(DIRECTIVE) Return the material exactly as supplied, apart from the pictures, which are omitted.

═════ GIVEN DATA ═════

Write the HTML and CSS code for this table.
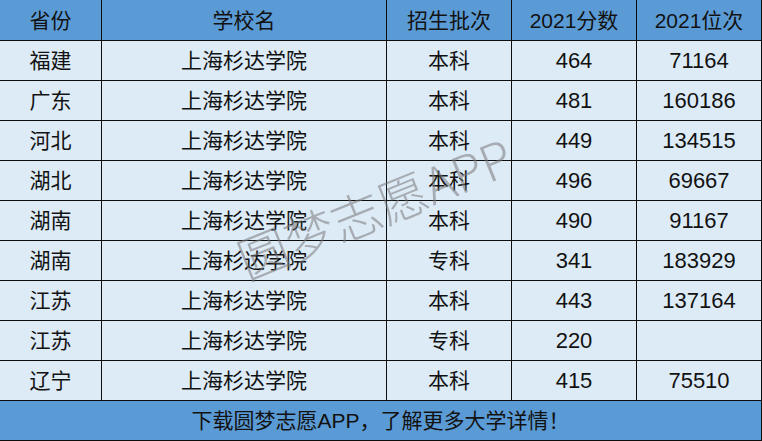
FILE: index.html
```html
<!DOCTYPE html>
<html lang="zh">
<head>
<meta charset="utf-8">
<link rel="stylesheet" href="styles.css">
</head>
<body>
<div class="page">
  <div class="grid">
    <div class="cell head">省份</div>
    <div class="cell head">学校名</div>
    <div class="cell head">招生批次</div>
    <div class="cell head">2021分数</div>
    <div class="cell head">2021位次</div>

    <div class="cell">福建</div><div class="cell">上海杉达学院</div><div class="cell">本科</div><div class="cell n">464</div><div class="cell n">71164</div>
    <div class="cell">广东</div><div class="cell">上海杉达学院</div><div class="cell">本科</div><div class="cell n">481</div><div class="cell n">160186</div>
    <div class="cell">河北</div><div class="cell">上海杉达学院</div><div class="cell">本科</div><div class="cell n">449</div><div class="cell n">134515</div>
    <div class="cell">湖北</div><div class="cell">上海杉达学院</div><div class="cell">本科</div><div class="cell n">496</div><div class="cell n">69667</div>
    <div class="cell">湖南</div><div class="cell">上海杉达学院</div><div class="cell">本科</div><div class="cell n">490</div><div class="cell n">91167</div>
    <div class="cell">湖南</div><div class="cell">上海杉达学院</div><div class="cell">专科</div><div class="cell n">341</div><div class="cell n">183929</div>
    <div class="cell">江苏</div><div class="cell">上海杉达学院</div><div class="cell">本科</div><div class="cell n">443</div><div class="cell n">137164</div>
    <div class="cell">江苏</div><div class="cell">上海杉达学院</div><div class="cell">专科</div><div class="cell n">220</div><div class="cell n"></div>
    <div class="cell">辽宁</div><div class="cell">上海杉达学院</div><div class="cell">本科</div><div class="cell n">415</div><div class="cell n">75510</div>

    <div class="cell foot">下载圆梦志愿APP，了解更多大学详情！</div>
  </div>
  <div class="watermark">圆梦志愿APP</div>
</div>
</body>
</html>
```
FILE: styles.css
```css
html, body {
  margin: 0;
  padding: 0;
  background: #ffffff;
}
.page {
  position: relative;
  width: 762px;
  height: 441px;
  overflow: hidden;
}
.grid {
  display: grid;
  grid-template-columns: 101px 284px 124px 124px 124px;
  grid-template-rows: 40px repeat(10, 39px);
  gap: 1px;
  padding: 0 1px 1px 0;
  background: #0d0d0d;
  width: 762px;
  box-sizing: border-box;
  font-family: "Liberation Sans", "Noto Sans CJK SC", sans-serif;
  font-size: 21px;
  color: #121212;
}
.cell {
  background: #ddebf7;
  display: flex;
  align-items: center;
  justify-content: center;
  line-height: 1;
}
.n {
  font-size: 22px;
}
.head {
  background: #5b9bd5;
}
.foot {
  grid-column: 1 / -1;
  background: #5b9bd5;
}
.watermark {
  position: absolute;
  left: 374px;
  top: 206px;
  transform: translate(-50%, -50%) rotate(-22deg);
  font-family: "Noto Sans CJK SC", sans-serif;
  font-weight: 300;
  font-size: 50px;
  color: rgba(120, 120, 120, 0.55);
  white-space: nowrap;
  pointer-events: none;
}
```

═════

(ANSWER TO THE PROBLEM)
Write the HTML and CSS code for this table.
FILE: index.html
```html
<!DOCTYPE html>
<html lang="zh">
<head>
<meta charset="utf-8">
<link rel="stylesheet" href="styles.css">
</head>
<body>
<div class="page">
  <div class="grid">
    <div class="cell head">省份</div>
    <div class="cell head">学校名</div>
    <div class="cell head">招生批次</div>
    <div class="cell head">2021分数</div>
    <div class="cell head">2021位次</div>

    <div class="cell">福建</div><div class="cell">上海杉达学院</div><div class="cell">本科</div><div class="cell n">464</div><div class="cell n">71164</div>
    <div class="cell">广东</div><div class="cell">上海杉达学院</div><div class="cell">本科</div><div class="cell n">481</div><div class="cell n">160186</div>
    <div class="cell">河北</div><div class="cell">上海杉达学院</div><div class="cell">本科</div><div class="cell n">449</div><div class="cell n">134515</div>
    <div class="cell">湖北</div><div class="cell">上海杉达学院</div><div class="cell">本科</div><div class="cell n">496</div><div class="cell n">69667</div>
    <div class="cell">湖南</div><div class="cell">上海杉达学院</div><div class="cell">本科</div><div class="cell n">490</div><div class="cell n">91167</div>
    <div class="cell">湖南</div><div class="cell">上海杉达学院</div><div class="cell">专科</div><div class="cell n">341</div><div class="cell n">183929</div>
    <div class="cell">江苏</div><div class="cell">上海杉达学院</div><div class="cell">本科</div><div class="cell n">443</div><div class="cell n">137164</div>
    <div class="cell">江苏</div><div class="cell">上海杉达学院</div><div class="cell">专科</div><div class="cell n">220</div><div class="cell n"></div>
    <div class="cell">辽宁</div><div class="cell">上海杉达学院</div><div class="cell">本科</div><div class="cell n">415</div><div class="cell n">75510</div>

    <div class="cell foot">下载圆梦志愿APP，了解更多大学详情！</div>
  </div>
  <div class="watermark">圆梦志愿APP</div>
</div>
</body>
</html>
```
FILE: styles.css
```css
html, body {
  margin: 0;
  padding: 0;
  background: #ffffff;
}
.page {
  position: relative;
  width: 762px;
  height: 441px;
  overflow: hidden;
}
.grid {
  display: grid;
  grid-template-columns: 101px 284px 124px 124px 124px;
  grid-template-rows: 40px repeat(10, 39px);
  gap: 1px;
  padding: 0 1px 1px 0;
  background: #0d0d0d;
  width: 762px;
  box-sizing: border-box;
  font-family: "Liberation Sans", "Noto Sans CJK SC", sans-serif;
  font-size: 21px;
  color: #121212;
}
.cell {
  background: #ddebf7;
  display: flex;
  align-items: center;
  justify-content: center;
  line-height: 1;
}
.n {
  font-size: 22px;
}
.head {
  background: #5b9bd5;
}
.foot {
  grid-column: 1 / -1;
  background: #5b9bd5;
}
.watermark {
  position: absolute;
  left: 374px;
  top: 206px;
  transform: translate(-50%, -50%) rotate(-22deg);
  font-family: "Noto Sans CJK SC", sans-serif;
  font-weight: 300;
  font-size: 50px;
  color: rgba(120, 120, 120, 0.55);
  white-space: nowrap;
  pointer-events: none;
}
```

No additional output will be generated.